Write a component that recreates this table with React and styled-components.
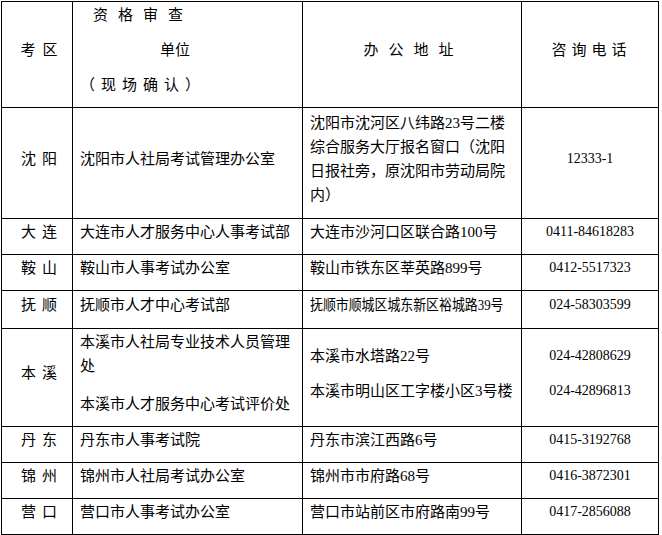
import React from "react";
import styled, { createGlobalStyle } from "styled-components";

const GlobalStyle = createGlobalStyle`
  html, body {
    margin: 0;
    padding: 0;
    background: #ffffff;
  }
  body {
    font-family: "Liberation Serif", "Noto Sans CJK SC", serif;
    color: #000000;
  }
`;

const Page = styled.div`
  padding: 1px 0 0 1px;
`;

const Table = styled.table`
  width: 657px;
  border-collapse: collapse;
  table-layout: fixed;
  font-size: 15px;
  line-height: 24px;
`;

const Col = styled.col`
  width: ${(p) => p.$w}px;
`;

const Row = styled.tr`
  height: ${(p) => p.$h}px;
`;

const Cell = styled.td`
  border: 1px solid #000000;
  padding: 1px 4px 10px 7px;
  vertical-align: middle;
  text-align: ${(p) => (p.$center ? "center" : "left")};
  letter-spacing: ${(p) => p.$spacing || 0}px;
  word-break: break-all;
`;

const RegionCell = styled(Cell)`
  padding-left: ${(p) => 4 + (p.$spacing || 6)}px;
  padding-right: 0;
  text-align: center;
`;

const PhoneCell = styled(Cell)`
  font-family: "Liberation Serif", "Noto Sans CJK SC", serif;
  font-size: 14px;
  text-align: center;
  padding-left: 4px;
`;

const Para = styled.div`
  margin-top: ${(p) => p.$gap || 0}px;
  padding-left: ${(p) => p.$indent || 0}px;
  letter-spacing: ${(p) => p.$spacing || 0}px;
`;

/* text squeezed to fit one line, as the source document does */
const Squeezed = styled.span`
  display: inline-block;
  white-space: nowrap;
  transform: scaleX(${(p) => p.$scale});
  transform-origin: left center;
`;

const rows = [
  {
    h: 111,
    region: "沈阳",
    units: ["沈阳市人社局考试管理办公室"],
    addresses: ["沈阳市沈河区八纬路23号二楼综合服务大厅报名窗口（沈阳日报社旁，原沈阳市劳动局院内）"],
    phones: ["12333-1"],
  },
  {
    h: 36,
    region: "大连",
    units: ["大连市人才服务中心人事考试部"],
    addresses: ["大连市沙河口区联合路100号"],
    phones: ["0411-84618283"],
  },
  {
    h: 36,
    region: "鞍山",
    units: ["鞍山市人事考试办公室"],
    addresses: ["鞍山市铁东区莘英路899号"],
    phones: ["0412-5517323"],
  },
  {
    h: 38,
    region: "抚顺",
    units: ["抚顺市人才中心考试部"],
    addresses: ["抚顺市顺城区城东新区裕城路39号"],
    scale: 0.86,
    phones: ["024-58303599"],
  },
  {
    h: 98,
    region: "本溪",
    units: ["本溪市人社局专业技术人员管理处", "本溪市人才服务中心考试评价处"],
    unitGap: 14,
    addresses: ["本溪市水塔路22号", "本溪市明山区工字楼小区3号楼"],
    phones: ["024-42808629", "024-42896813"],
    gap: 11,
  },
  {
    h: 35,
    region: "丹东",
    units: ["丹东市人事考试院"],
    addresses: ["丹东市滨江西路6号"],
    phones: ["0415-3192768"],
  },
  {
    h: 36,
    region: "锦州",
    units: ["锦州市人社局考试办公室"],
    addresses: ["锦州市市府路68号"],
    phones: ["0416-3872301"],
  },
  {
    h: 36,
    region: "营口",
    units: ["营口市人事考试办公室"],
    addresses: ["营口市站前区市府路南99号"],
    phones: ["0417-2856088"],
  },
];

const App = () => {
  return (
    <Page>
      <GlobalStyle />
      <Table>
        <colgroup>
          <Col $w={71} />
          <Col $w={230} />
          <Col $w={219} />
          <Col $w={137} />
        </colgroup>
        <tbody>
          <Row $h={106}>
            <RegionCell $spacing={7}>考区</RegionCell>
            <Cell>
              <Para $indent={13} $spacing={10}>资格审查</Para>
              <Para $gap={11} $indent={80}>单位</Para>
              <Para $gap={11} $spacing={6}>（现场确认）</Para>
            </Cell>
            <Cell $center $spacing={10}>办公地址</Cell>
            <Cell $center $spacing={5}>咨询电话</Cell>
          </Row>
          {rows.map((r) => (
            <Row key={r.region} $h={r.h}>
              <RegionCell $spacing={6}>{r.region}</RegionCell>
              <Cell>
                {r.units.map((u, i) => (
                  <Para key={u} $gap={i ? r.unitGap : 0}>
                    {u}
                  </Para>
                ))}
              </Cell>
              <Cell>
                {r.addresses.map((a, i) => (
                  <Para key={a} $gap={i ? r.gap : 0}>
                    {r.scale ? <Squeezed $scale={r.scale}>{a}</Squeezed> : a}
                  </Para>
                ))}
              </Cell>
              <PhoneCell>
                {r.phones.map((p, i) => (
                  <Para key={p} $gap={i ? r.gap : 0}>
                    {p}
                  </Para>
                ))}
              </PhoneCell>
            </Row>
          ))}
        </tbody>
      </Table>
    </Page>
  );
};

export default App;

+++++

GIVEN PROBLEM
Go through the listing above and quote it exactly, apart from its images.

RESPONSE TO THE TASK
Write a component that recreates this table with React and styled-components.
import React from "react";
import styled, { createGlobalStyle } from "styled-components";

const GlobalStyle = createGlobalStyle`
  html, body {
    margin: 0;
    padding: 0;
    background: #ffffff;
  }
  body {
    font-family: "Liberation Serif", "Noto Sans CJK SC", serif;
    color: #000000;
  }
`;

const Page = styled.div`
  padding: 1px 0 0 1px;
`;

const Table = styled.table`
  width: 657px;
  border-collapse: collapse;
  table-layout: fixed;
  font-size: 15px;
  line-height: 24px;
`;

const Col = styled.col`
  width: ${(p) => p.$w}px;
`;

const Row = styled.tr`
  height: ${(p) => p.$h}px;
`;

const Cell = styled.td`
  border: 1px solid #000000;
  padding: 1px 4px 10px 7px;
  vertical-align: middle;
  text-align: ${(p) => (p.$center ? "center" : "left")};
  letter-spacing: ${(p) => p.$spacing || 0}px;
  word-break: break-all;
`;

const RegionCell = styled(Cell)`
  padding-left: ${(p) => 4 + (p.$spacing || 6)}px;
  padding-right: 0;
  text-align: center;
`;

const PhoneCell = styled(Cell)`
  font-family: "Liberation Serif", "Noto Sans CJK SC", serif;
  font-size: 14px;
  text-align: center;
  padding-left: 4px;
`;

const Para = styled.div`
  margin-top: ${(p) => p.$gap || 0}px;
  padding-left: ${(p) => p.$indent || 0}px;
  letter-spacing: ${(p) => p.$spacing || 0}px;
`;

/* text squeezed to fit one line, as the source document does */
const Squeezed = styled.span`
  display: inline-block;
  white-space: nowrap;
  transform: scaleX(${(p) => p.$scale});
  transform-origin: left center;
`;

const rows = [
  {
    h: 111,
    region: "沈阳",
    units: ["沈阳市人社局考试管理办公室"],
    addresses: ["沈阳市沈河区八纬路23号二楼综合服务大厅报名窗口（沈阳日报社旁，原沈阳市劳动局院内）"],
    phones: ["12333-1"],
  },
  {
    h: 36,
    region: "大连",
    units: ["大连市人才服务中心人事考试部"],
    addresses: ["大连市沙河口区联合路100号"],
    phones: ["0411-84618283"],
  },
  {
    h: 36,
    region: "鞍山",
    units: ["鞍山市人事考试办公室"],
    addresses: ["鞍山市铁东区莘英路899号"],
    phones: ["0412-5517323"],
  },
  {
    h: 38,
    region: "抚顺",
    units: ["抚顺市人才中心考试部"],
    addresses: ["抚顺市顺城区城东新区裕城路39号"],
    scale: 0.86,
    phones: ["024-58303599"],
  },
  {
    h: 98,
    region: "本溪",
    units: ["本溪市人社局专业技术人员管理处", "本溪市人才服务中心考试评价处"],
    unitGap: 14,
    addresses: ["本溪市水塔路22号", "本溪市明山区工字楼小区3号楼"],
    phones: ["024-42808629", "024-42896813"],
    gap: 11,
  },
  {
    h: 35,
    region: "丹东",
    units: ["丹东市人事考试院"],
    addresses: ["丹东市滨江西路6号"],
    phones: ["0415-3192768"],
  },
  {
    h: 36,
    region: "锦州",
    units: ["锦州市人社局考试办公室"],
    addresses: ["锦州市市府路68号"],
    phones: ["0416-3872301"],
  },
  {
    h: 36,
    region: "营口",
    units: ["营口市人事考试办公室"],
    addresses: ["营口市站前区市府路南99号"],
    phones: ["0417-2856088"],
  },
];

const App = () => {
  return (
    <Page>
      <GlobalStyle />
      <Table>
        <colgroup>
          <Col $w={71} />
          <Col $w={230} />
          <Col $w={219} />
          <Col $w={137} />
        </colgroup>
        <tbody>
          <Row $h={106}>
            <RegionCell $spacing={7}>考区</RegionCell>
            <Cell>
              <Para $indent={13} $spacing={10}>资格审查</Para>
              <Para $gap={11} $indent={80}>单位</Para>
              <Para $gap={11} $spacing={6}>（现场确认）</Para>
            </Cell>
            <Cell $center $spacing={10}>办公地址</Cell>
            <Cell $center $spacing={5}>咨询电话</Cell>
          </Row>
          {rows.map((r) => (
            <Row key={r.region} $h={r.h}>
              <RegionCell $spacing={6}>{r.region}</RegionCell>
              <Cell>
                {r.units.map((u, i) => (
                  <Para key={u} $gap={i ? r.unitGap : 0}>
                    {u}
                  </Para>
                ))}
              </Cell>
              <Cell>
                {r.addresses.map((a, i) => (
                  <Para key={a} $gap={i ? r.gap : 0}>
                    {r.scale ? <Squeezed $scale={r.scale}>{a}</Squeezed> : a}
                  </Para>
                ))}
              </Cell>
              <PhoneCell>
                {r.phones.map((p, i) => (
                  <Para key={p} $gap={i ? r.gap : 0}>
                    {p}
                  </Para>
                ))}
              </PhoneCell>
            </Row>
          ))}
        </tbody>
      </Table>
    </Page>
  );
};

export default App;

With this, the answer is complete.